Posted on 03/25/2019 2:24:58 PM PDT by BeauBo
Its a fundamental power, laid out in the Fifth Amendment. The government can take your land to build public works... The federal government rarely loses its bid to take land. Under a special procedure, federal officials can file a Declaration of Taking that results in a court granting immediate title to the land. Bulldozers can roll the next day. The only fight, essentially, is over how much money the property owner will receive.
(Excerpt) Read more at msn.com ...
Why the sudden admission?
Maybe because we will soon be seeing these actions taking place, so they must posture to maintain their credibility.
With $8 billion dollars to spend on barrier, a lot of Texas landowners are going to have to move over and make room this year.
I was under the impression that there is already an easement on the border - so why would the owner receive any compensation?

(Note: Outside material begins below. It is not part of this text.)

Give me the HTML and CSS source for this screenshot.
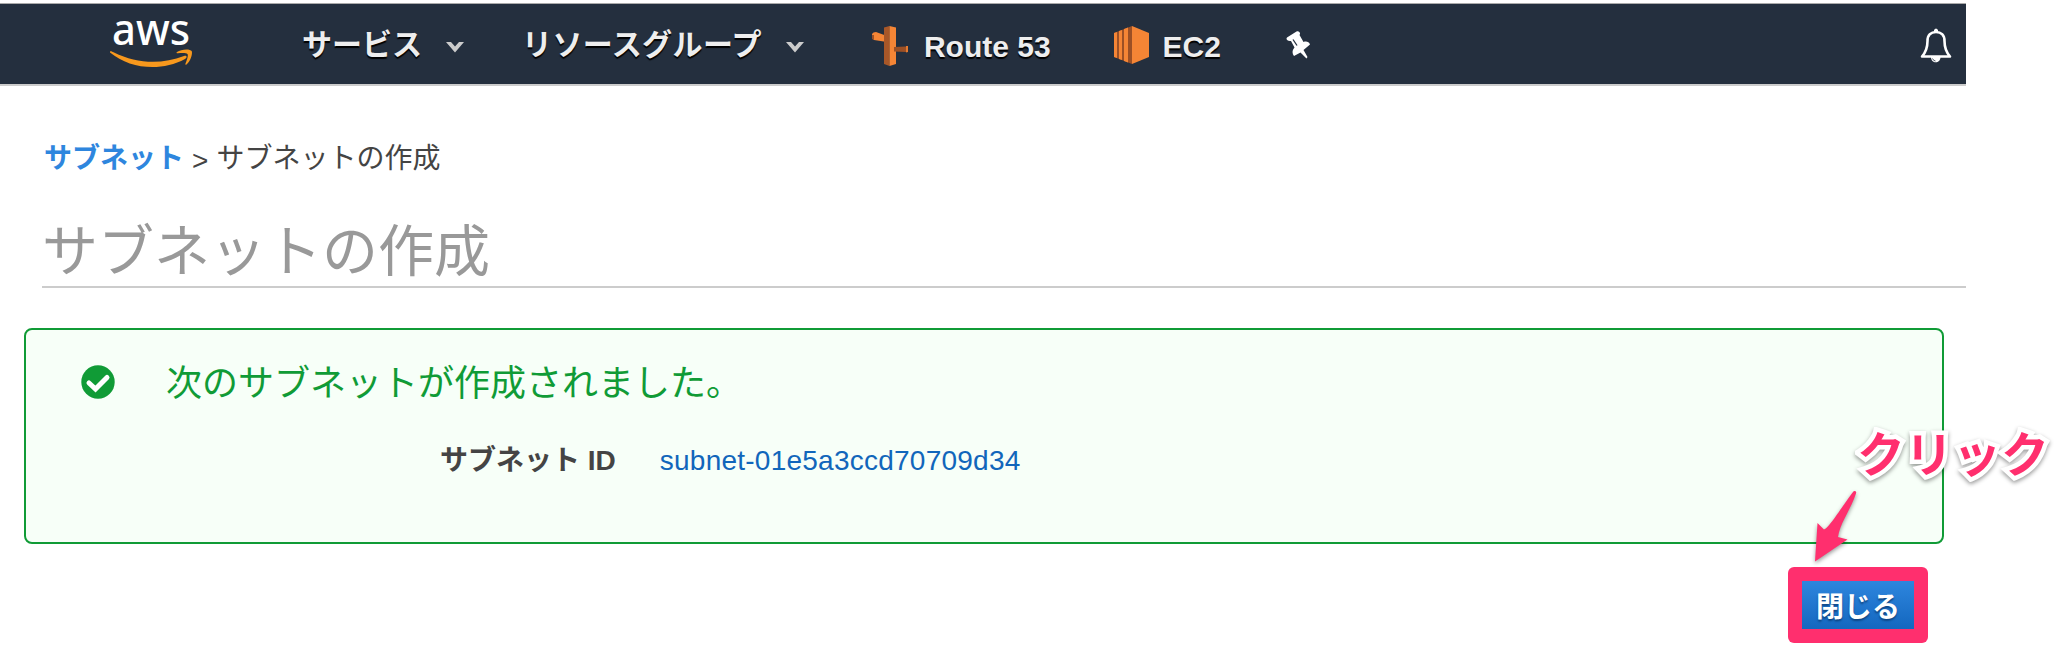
FILE: index.html
```html
<!DOCTYPE html>
<html lang="ja">
<head>
<meta charset="utf-8">
<title>サブネットの作成</title>
<link rel="stylesheet" href="styles.css">
</head>
<body>
<div class="console">
  <nav class="navbar">
    <svg class="logo" width="84" height="66" viewBox="0 -14 84 66">
      <text class="logo-text" x="2" y="26.500" textLength="78" lengthAdjust="spacingAndGlyphs">aws</text>
      <path fill="#f7981d" d="M0 33.500C1 32.600 2 33.600 4 34.500C27 46 52 46.500 74 38C77 37 77.500 39.500 75 41C51 54 20 51 0 34.500Z"/>
      <path fill="#f7981d" d="M67 34C71 31 80 30.500 81.700 33C83 36 80 44 76.500 46.500C75.500 47 75 46.500 75.500 45.500C77 42 78.500 37.500 77.500 36C76 34.500 71 35 68 35.300C66.500 35.300 66 34.700 67 34Z"/>
    </svg>
    <div class="menu menu-services"><span>サービス</span><svg width="18" height="11" viewBox="0 0 18 11"><path d="M0 0H5L9 4.500 13 0H18L9 10.500Z" fill="#ccc"/></svg></div>
    <div class="menu menu-groups"><span>リソースグループ</span><svg width="18" height="11" viewBox="0 0 18 11"><path d="M0 0H5L9 4.500 13 0H18L9 10.500Z" fill="#ccc"/></svg></div>
    <div class="shortcut route">
      <svg width="38" height="40" viewBox="0 0 38 40">
        <path fill="#f58535" d="M1 8Q2 6 5 6L16 10V16L3 14Q1 13 1 8Z"/><path fill="#9c5025" d="M1 9L3 9V14L1 13Z"/>
        <path fill="#a85728" d="M13 1.500L18.500 0V40L13 38Z"/><path fill="#f58535" d="M18.500 0L25 1.500V38L18.500 40Z"/>
        <path fill="#9c5025" d="M23 21L35 20.500V26L23 25.500Z"/><path fill="#e47a30" d="M35 20H37V26L35 26.500Z"/>
      </svg>
      <span>Route 53</span>
    </div>
    <div class="shortcut ec2">
      <svg width="35" height="38" viewBox="0 0 35 38">
        <path fill="#9c5025" d="M0 7L18 0V38L0 31Z"/>
        <path fill="#f58535" d="M18 0L35 7V31L18 38Z"/>
        <path fill="#f58535" d="M0 7L3 6V32L0 31ZM5 5L8 4V34L5 33ZM10 3L14 1.500V36.500L10 35Z"/>
      </svg>
      <span>EC2</span>
    </div>
    <svg class="pin" width="25" height="28" viewBox="0 0 25 28">
      <path fill="#fff" d="M1 6.500L10.500 .5C13 -.5 15 2 13.500 4L17.500 11C20 10 23 10.500 24 13.500L17.500 19L21.500 26 20.500 27.500 14.500 21.500 8 25C6 22.500 6 19.500 8.500 16.500L5 10C1.500 10.500 -.5 8.500 1 6.500Z"/>
      <path d="M7 8.500L11 14.500" stroke="#242f3e" stroke-width="1.300"/>
    </svg>
    <svg class="bell" width="32" height="36" viewBox="0 0 32 36">
      <path fill="none" stroke="#fff" stroke-width="2.600" stroke-linejoin="round" d="M2 28.500C6 24 7.500 20 7.500 13C7.500 7 11 4 16 4S24.500 7 24.500 13C24.500 20 26 24 30 28.500Z"/>
      <path fill="#fff" d="M14 4V2Q16 -1 18 2V4ZM11 29H20.500C20.500 36 11 36 11 29Z"/>
      <path d="M12.500 30.500Q13.500 33 15.500 33" fill="none" stroke="#242f3e" stroke-width=".8"/>
    </svg>
  </nav>
  <div class="breadcrumb"><a class="crumb-link">サブネット</a><span class="sep">&gt;</span><span>サブネットの作成</span></div>
  <h1 class="title">サブネットの作成</h1>
  <section class="notice">
    <div class="notice-head">
      <svg width="34" height="34" viewBox="0 0 34 34"><circle cx="17" cy="17" r="16.700" fill="#109b36"/><path d="M8 18L14.500 24 26 12.500" fill="none" stroke="#fff" stroke-width="5" stroke-linecap="round"/></svg>
      <span>次のサブネットが作成されました。</span>
    </div>
    <div class="detail"><span class="label">サブネット ID</span><a class="subnet">subnet-01e5a3ccd70709d34</a></div>
  </section>
  <div class="actions"><div class="highlight"><button class="close">閉じる</button></div></div>
</div>
<div class="callout">クリック</div>
<svg class="arrow" width="50" height="80" viewBox="0 0 50 80">
  <path fill="#ff2f6e" d="M42 2C43 0 46 1 45 3.500C40 19 29 33 27 47L36.500 49.500 4 71.500 6.500 33 13 39.500C18 38 30 18 42 2Z"/>
</svg>
</body>
</html>
```
FILE: styles.css
```css
body {
  margin: 0;
  position: relative;
  width: 2070px;
  height: 650px;
  overflow: hidden;
  background: #fff;
  color: #444;
  font-family: "Liberation Sans", "Noto Sans CJK JP", sans-serif;
}
.console { width: 1966px; padding-top: 3px; }
.navbar {
  display: flex;
  align-items: flex-start;
  box-sizing: border-box;
  height: 83px;
  border-top: 1px solid #aaa;
  border-bottom: 2px solid #ccc;
  background: #242f3e;
  color: #eee;
  font-size: 30px;
  font-weight: bold;
  line-height: 40px;
  text-shadow: 0 2px 1px #000;
}
.logo { margin: 0 0 0 110px; overflow: visible; }
.logo-text {
  font-family: "Noto Sans", sans-serif;
  font-size: 43px;
  font-weight: 500;
  fill: #fff;
  text-shadow: none;
}
.menu { display: flex; align-items: center; gap: 24px; padding-top: 21px; white-space: nowrap; }
.menu svg { margin-top: 5px; }
.menu-services { margin-left: 108px; }
.menu-groups { margin-left: 58px; letter-spacing: .4px; }
.shortcut { display: flex; }
.shortcut svg { margin-top: 22px; }
.shortcut span { padding-top: 23px; white-space: nowrap; }
.route { margin-left: 67px; gap: 15px; }
.ec2 { margin-left: 63px; gap: 14px; }
.pin { margin: 27px 0 0 65px; }
.bell { margin: 24px 14px 0 auto; }
.breadcrumb {
  display: flex;
  margin: 52px 0 0 44px;
  font-size: 28px;
  line-height: 42px;
}
.crumb-link { color: #2e86de; font-weight: bold; }
.sep { margin: 2px 8px 0; line-height: 42px; }
.title {
  box-sizing: border-box;
  height: 82px;
  margin: 24px 0 0 42px;
  border-bottom: 2px solid #ccc;
  color: #999;
  font-size: 56px;
  font-weight: normal;
  line-height: 92px;
}
.notice {
  box-sizing: border-box;
  width: 1920px;
  height: 216px;
  margin: 40px 0 0 24px;
  padding: 29px 0 0 55px;
  border: 2px solid #109b36;
  border-radius: 8px;
  background: #f7fff8;
}
.notice-head {
  display: flex;
  align-items: center;
  gap: 51px;
  height: 46px;
  color: #109b36;
  font-size: 36px;
  line-height: 46px;
}
.notice-head span { padding-top: 3px; }
.detail { display: flex; gap: 44px; margin: 36px 0 0 359px; font-size: 28px; line-height: 40px; }
.label { font-weight: bold; }
.subnet { color: #1166bb; letter-spacing: .24px; }
.actions { display: flex; justify-content: flex-end; padding: 23px 38px 0 0; }
.highlight { padding: 14px; border-radius: 6px; background: #ff2f6e; }
.close {
  display: block;
  width: 112px;
  height: 48px;
  padding: 6px 0 0;
  border: 0;
  background: linear-gradient(#2e86de, #1467bf);
  color: #fff;
  font: bold 28px/42px "Liberation Sans", "Noto Sans CJK JP", sans-serif;
  text-shadow: 0 2px 2px #0f4583;
}
.callout {
  position: absolute;
  left: 1857px;
  top: 420px;
  color: #ff2f6e;
  font-size: 48px;
  font-weight: bold;
  line-height: 72px;
  -webkit-text-stroke: 9px #fff;
  paint-order: stroke fill;
  stroke-linejoin: round;
  filter: drop-shadow(0 2px 2px rgba(0, 0, 0, .4));
}
.arrow {
  position: absolute;
  left: 1811px;
  top: 490px;
  filter: drop-shadow(0 2px 2px rgba(0, 0, 0, .4));
}
```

I was under the impression that there is already an easement on the border - so why would the owner receive any compensation?
Buy it from the owners?
Uh, I’m sorry but did I not hear of a landowner that was willing to let his land go in favor of building a wall on it?? I don’t think I dreamed that.........

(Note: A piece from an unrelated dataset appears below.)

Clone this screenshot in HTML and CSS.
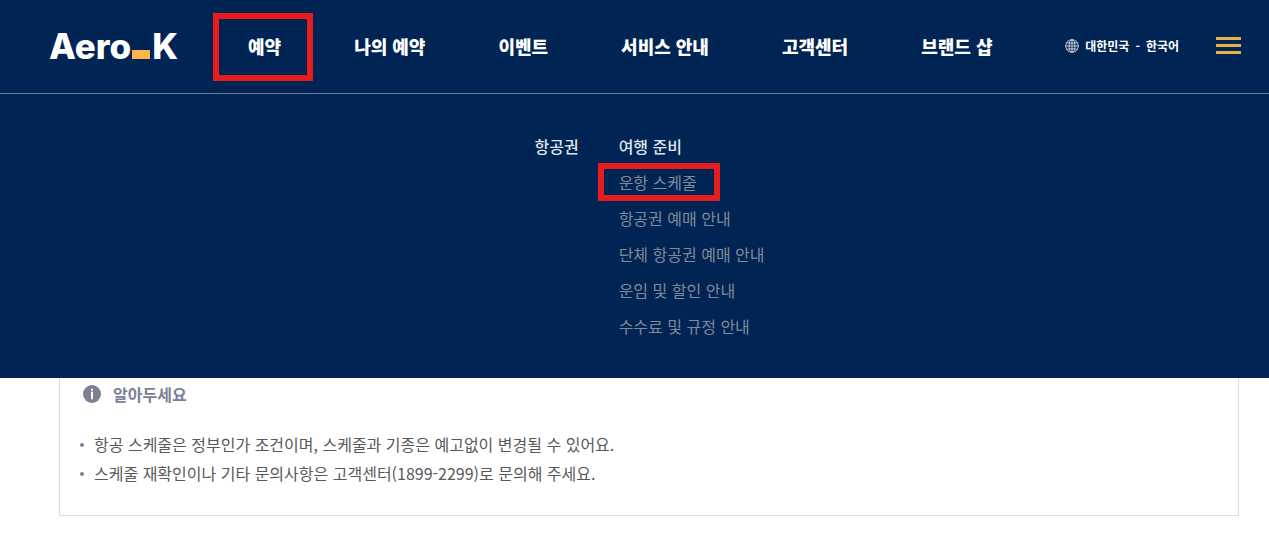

Of course some @holes will demand way more than the true value; that's why a standard has to be set. I can see the attorney ads in border states now..."Is the Federal Government trying to steal your land for the wall? We can get you more! Call today!"
Head those time consuming and costly suits off at the pass, with fair rules about payment.
AFAIK any time gov’t takes property/land from private owners under eminent domain, the owners are always compensated fair market value.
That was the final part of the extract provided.